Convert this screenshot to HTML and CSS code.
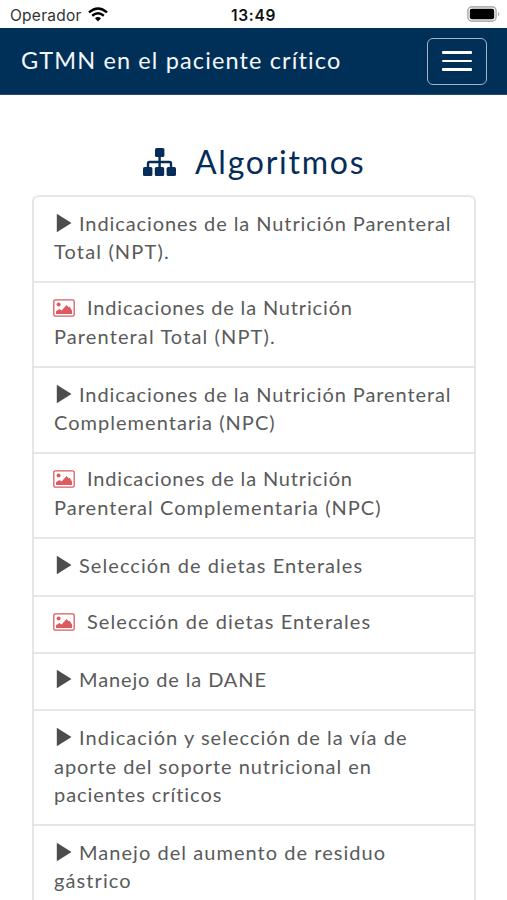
FILE: index.html
```html
<!DOCTYPE html>
<html lang="es">
<head>
<meta charset="utf-8">
<meta name="viewport" content="width=device-width">
<title>GTMN en el paciente crítico</title>
<link rel="stylesheet" href="styles.css">
</head>
<body>
<svg width="0" height="0" class="defs">
  <symbol id="play" viewBox="0 0 16 20"><path d="M.8.8 15.5 10 .8 19.2z"/></symbol>
  <symbol id="image" viewBox="0 0 22 18"><rect x=".8" y=".8" width="20.4" height="16.4" rx="1.6" fill="none" stroke="currentColor" stroke-width="1.3"/><circle cx="5.6" cy="5.4" r="2"/><path d="M3 15v-2.7l3.4-2.2 2.2 1.4 5-5.4 2 2.2 1-.6 2.5 4V15z"/></symbol>
</svg>
<div class="status">
  <div class="carrier"><span>Operador</span>
    <svg class="wifi" viewBox="0 0 20 15" fill="none" stroke="#000" stroke-width="2.5"><path d="M1 5.4Q10-2.4 19 5.4M4.2 8.7Q10 3.8 15.8 8.7"/><path d="M7 11.3Q10 8.8 13 11.3L10 14.4z" fill="#000" stroke="none"/></svg>
  </div>
  <span class="clock">13:49</span>
  <svg class="battery" viewBox="0 0 33 16"><rect x=".9" y=".9" width="28.2" height="14.2" rx="4" fill="#fff" stroke="#b2b2b2" stroke-width="1.6"/><rect x="2.8" y="2.8" width="24.4" height="10.4" rx="2"/><path d="M31 6v4q1.4-.5 1.4-2T31 6z" fill="#aaa"/></svg>
</div>
<header class="navbar">
  <span class="brand">GTMN en el paciente crítico</span>
  <button class="toggler" aria-label="Menú"><i></i><i></i><i></i></button>
</header>
<main>
  <h1><svg class="sitemap" viewBox="0 0 33 28"><rect x="12" width="9.4" height="9" rx="1.6"/><rect y="19" width="9.4" height="9" rx="1.6"/><rect x="11.8" y="19" width="9.4" height="9" rx="1.6"/><rect x="23.6" y="19" width="9.4" height="9" rx="1.6"/><path d="M16.6 8v12M5 20v-4.5q0-1.5 1.5-1.5h20q1.5 0 1.5 1.5V20" fill="none" stroke="currentColor" stroke-width="2.4"/></svg><span>Algoritmos</span></h1>
  <ul class="list">
    <li class="video"><svg><use href="#play"/></svg><span class="t1">Indicaciones de la Nutrición Parenteral</span><br><span class="t2">Total (NPT).</span></li>
    <li class="picture"><svg><use href="#image"/></svg><span class="t3">Indicaciones de la Nutrición</span><br><span class="t4">Parenteral Total (NPT).</span></li>
    <li class="video"><svg><use href="#play"/></svg><span class="t1">Indicaciones de la Nutrición Parenteral</span><br><span class="t5">Complementaria (NPC)</span></li>
    <li class="picture"><svg><use href="#image"/></svg><span class="t3">Indicaciones de la Nutrición</span><br><span class="t6">Parenteral Complementaria (NPC)</span></li>
    <li class="video"><svg><use href="#play"/></svg><span class="t7">Selección de dietas Enterales</span></li>
    <li class="picture"><svg><use href="#image"/></svg><span class="t7">Selección de dietas Enterales</span></li>
    <li class="video"><svg><use href="#play"/></svg><span class="t8">Manejo de la DANE</span></li>
    <li class="video"><svg><use href="#play"/></svg><span class="t9">Indicación y selección de la vía de</span><br><span class="t10">aporte del soporte nutricional en</span><br><span class="t11">pacientes críticos</span></li>
    <li class="video"><svg><use href="#play"/></svg><span class="t12">Manejo del aumento de residuo</span><br><span class="t13">gástrico</span></li>
  </ul>
</main>
</body>
</html>
```
FILE: styles.css
```css
* { box-sizing: border-box; }
html, body { height: 900px; overflow: hidden; }
body { margin: 0; background: #fff; font-family: Lato, "Liberation Sans", sans-serif; color: #5a5a5a; }
.defs { display: block; }
.defs, svg { overflow: visible; }
.status { height: 28px; display: grid; grid-template-columns: 1fr auto 1fr; align-items: center; padding: 2px 8px 0 10px; font-family: Inter, sans-serif; color: #333; }
.carrier { display: flex; align-items: center; gap: 7px; font-size: 15.5px; }
.carrier span { letter-spacing: .25px; }
.wifi { width: 20px; height: 15px; margin: -1px 0 0 -1px; }
.clock { font-size: 15.5px; font-weight: 600; letter-spacing: .7px; color: #111; margin-right: 2px; }
.battery { width: 33px; height: 16px; justify-self: end; margin-top: -3px; margin-right: -1px; }
.navbar { height: 67px; background: #003057; border-bottom: 1px solid #24496d; display: flex; align-items: center; justify-content: space-between; padding: 0 20px 0 21px; }
.brand { color: #f4f7fa; font-size: 23.5px; white-space: nowrap; letter-spacing: 1.13px; line-height: 30px; margin-top: -2px; }
.toggler { width: 60px; height: 47px; margin: 0; padding: 0; border: 1.5px solid #a5b3cb; border-radius: 6px; background: none; display: flex; flex-direction: column; align-items: center; justify-content: center; gap: 5.5px; }
.toggler i { width: 30px; height: 2.7px; border-radius: 1px; background: #fff; }
main { padding: 48px 31px 0 32px; }
h1 { margin: 0; height: 52px; display: flex; padding-left: 111px; gap: 19px; color: #062c5a; font-size: 32px; font-weight: 400; line-height: 38px; }
h1 span { letter-spacing: 1.75px; }
.sitemap { width: 33px; height: 28px; margin-top: 5px; fill: currentColor; }
.list { list-style: none; margin: 0; padding: 0; border: 2px solid #e6e6e6; border-top: 0; border-bottom: 0; border-radius: 6px 6px 0 0; height: 705px; overflow: hidden; }
.list li { border-top: 2px solid #e6e6e6; padding: 10px 0 16.3px 20px; font-size: 20px; line-height: 28.4px; white-space: nowrap; }
.list li:first-child { border-radius: 6px 6px 0 0; }
.list .video { padding-top: 11.7px; padding-bottom: 15.6px; }
.video svg { width: 16px; height: 20px; fill: #4d4d4d; margin: 0 7px 0 2px; vertical-align: -2px; }
.picture svg { width: 22px; height: 18px; color: #dc5b60; fill: currentColor; margin: 0 12px 0 -1px; vertical-align: -2px; }
.t1 { letter-spacing: .91px; }
.t2 { letter-spacing: 1.15px; }
.t3 { letter-spacing: .84px; }
.t4 { letter-spacing: 1.12px; }
.t5 { letter-spacing: 1.03px; }
.t6 { letter-spacing: 1.03px; }
.t7 { letter-spacing: 1.07px; }
.t8 { letter-spacing: .87px; }
.t9 { letter-spacing: 1.03px; }
.t10 { letter-spacing: .94px; }
.t11 { letter-spacing: .93px; }
.t12 { letter-spacing: 1.04px; }
.t13 { letter-spacing: 1.1px; }
```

Aim of the task — Leave out the pictures and output the rest of the material exactly as written.

Answer to this problem —
Convert this screenshot to HTML and CSS code.
FILE: index.html
```html
<!DOCTYPE html>
<html lang="es">
<head>
<meta charset="utf-8">
<meta name="viewport" content="width=device-width">
<title>GTMN en el paciente crítico</title>
<link rel="stylesheet" href="styles.css">
</head>
<body>
<svg width="0" height="0" class="defs">
  <symbol id="play" viewBox="0 0 16 20"><path d="M.8.8 15.5 10 .8 19.2z"/></symbol>
  <symbol id="image" viewBox="0 0 22 18"><rect x=".8" y=".8" width="20.4" height="16.4" rx="1.6" fill="none" stroke="currentColor" stroke-width="1.3"/><circle cx="5.6" cy="5.4" r="2"/><path d="M3 15v-2.7l3.4-2.2 2.2 1.4 5-5.4 2 2.2 1-.6 2.5 4V15z"/></symbol>
</svg>
<div class="status">
  <div class="carrier"><span>Operador</span>
    <svg class="wifi" viewBox="0 0 20 15" fill="none" stroke="#000" stroke-width="2.5"><path d="M1 5.4Q10-2.4 19 5.4M4.2 8.7Q10 3.8 15.8 8.7"/><path d="M7 11.3Q10 8.8 13 11.3L10 14.4z" fill="#000" stroke="none"/></svg>
  </div>
  <span class="clock">13:49</span>
  <svg class="battery" viewBox="0 0 33 16"><rect x=".9" y=".9" width="28.2" height="14.2" rx="4" fill="#fff" stroke="#b2b2b2" stroke-width="1.6"/><rect x="2.8" y="2.8" width="24.4" height="10.4" rx="2"/><path d="M31 6v4q1.4-.5 1.4-2T31 6z" fill="#aaa"/></svg>
</div>
<header class="navbar">
  <span class="brand">GTMN en el paciente crítico</span>
  <button class="toggler" aria-label="Menú"><i></i><i></i><i></i></button>
</header>
<main>
  <h1><svg class="sitemap" viewBox="0 0 33 28"><rect x="12" width="9.4" height="9" rx="1.6"/><rect y="19" width="9.4" height="9" rx="1.6"/><rect x="11.8" y="19" width="9.4" height="9" rx="1.6"/><rect x="23.6" y="19" width="9.4" height="9" rx="1.6"/><path d="M16.6 8v12M5 20v-4.5q0-1.5 1.5-1.5h20q1.5 0 1.5 1.5V20" fill="none" stroke="currentColor" stroke-width="2.4"/></svg><span>Algoritmos</span></h1>
  <ul class="list">
    <li class="video"><svg><use href="#play"/></svg><span class="t1">Indicaciones de la Nutrición Parenteral</span><br><span class="t2">Total (NPT).</span></li>
    <li class="picture"><svg><use href="#image"/></svg><span class="t3">Indicaciones de la Nutrición</span><br><span class="t4">Parenteral Total (NPT).</span></li>
    <li class="video"><svg><use href="#play"/></svg><span class="t1">Indicaciones de la Nutrición Parenteral</span><br><span class="t5">Complementaria (NPC)</span></li>
    <li class="picture"><svg><use href="#image"/></svg><span class="t3">Indicaciones de la Nutrición</span><br><span class="t6">Parenteral Complementaria (NPC)</span></li>
    <li class="video"><svg><use href="#play"/></svg><span class="t7">Selección de dietas Enterales</span></li>
    <li class="picture"><svg><use href="#image"/></svg><span class="t7">Selección de dietas Enterales</span></li>
    <li class="video"><svg><use href="#play"/></svg><span class="t8">Manejo de la DANE</span></li>
    <li class="video"><svg><use href="#play"/></svg><span class="t9">Indicación y selección de la vía de</span><br><span class="t10">aporte del soporte nutricional en</span><br><span class="t11">pacientes críticos</span></li>
    <li class="video"><svg><use href="#play"/></svg><span class="t12">Manejo del aumento de residuo</span><br><span class="t13">gástrico</span></li>
  </ul>
</main>
</body>
</html>
```
FILE: styles.css
```css
* { box-sizing: border-box; }
html, body { height: 900px; overflow: hidden; }
body { margin: 0; background: #fff; font-family: Lato, "Liberation Sans", sans-serif; color: #5a5a5a; }
.defs { display: block; }
.defs, svg { overflow: visible; }
.status { height: 28px; display: grid; grid-template-columns: 1fr auto 1fr; align-items: center; padding: 2px 8px 0 10px; font-family: Inter, sans-serif; color: #333; }
.carrier { display: flex; align-items: center; gap: 7px; font-size: 15.5px; }
.carrier span { letter-spacing: .25px; }
.wifi { width: 20px; height: 15px; margin: -1px 0 0 -1px; }
.clock { font-size: 15.5px; font-weight: 600; letter-spacing: .7px; color: #111; margin-right: 2px; }
.battery { width: 33px; height: 16px; justify-self: end; margin-top: -3px; margin-right: -1px; }
.navbar { height: 67px; background: #003057; border-bottom: 1px solid #24496d; display: flex; align-items: center; justify-content: space-between; padding: 0 20px 0 21px; }
.brand { color: #f4f7fa; font-size: 23.5px; white-space: nowrap; letter-spacing: 1.13px; line-height: 30px; margin-top: -2px; }
.toggler { width: 60px; height: 47px; margin: 0; padding: 0; border: 1.5px solid #a5b3cb; border-radius: 6px; background: none; display: flex; flex-direction: column; align-items: center; justify-content: center; gap: 5.5px; }
.toggler i { width: 30px; height: 2.7px; border-radius: 1px; background: #fff; }
main { padding: 48px 31px 0 32px; }
h1 { margin: 0; height: 52px; display: flex; padding-left: 111px; gap: 19px; color: #062c5a; font-size: 32px; font-weight: 400; line-height: 38px; }
h1 span { letter-spacing: 1.75px; }
.sitemap { width: 33px; height: 28px; margin-top: 5px; fill: currentColor; }
.list { list-style: none; margin: 0; padding: 0; border: 2px solid #e6e6e6; border-top: 0; border-bottom: 0; border-radius: 6px 6px 0 0; height: 705px; overflow: hidden; }
.list li { border-top: 2px solid #e6e6e6; padding: 10px 0 16.3px 20px; font-size: 20px; line-height: 28.4px; white-space: nowrap; }
.list li:first-child { border-radius: 6px 6px 0 0; }
.list .video { padding-top: 11.7px; padding-bottom: 15.6px; }
.video svg { width: 16px; height: 20px; fill: #4d4d4d; margin: 0 7px 0 2px; vertical-align: -2px; }
.picture svg { width: 22px; height: 18px; color: #dc5b60; fill: currentColor; margin: 0 12px 0 -1px; vertical-align: -2px; }
.t1 { letter-spacing: .91px; }
.t2 { letter-spacing: 1.15px; }
.t3 { letter-spacing: .84px; }
.t4 { letter-spacing: 1.12px; }
.t5 { letter-spacing: 1.03px; }
.t6 { letter-spacing: 1.03px; }
.t7 { letter-spacing: 1.07px; }
.t8 { letter-spacing: .87px; }
.t9 { letter-spacing: 1.03px; }
.t10 { letter-spacing: .94px; }
.t11 { letter-spacing: .93px; }
.t12 { letter-spacing: 1.04px; }
.t13 { letter-spacing: 1.1px; }
```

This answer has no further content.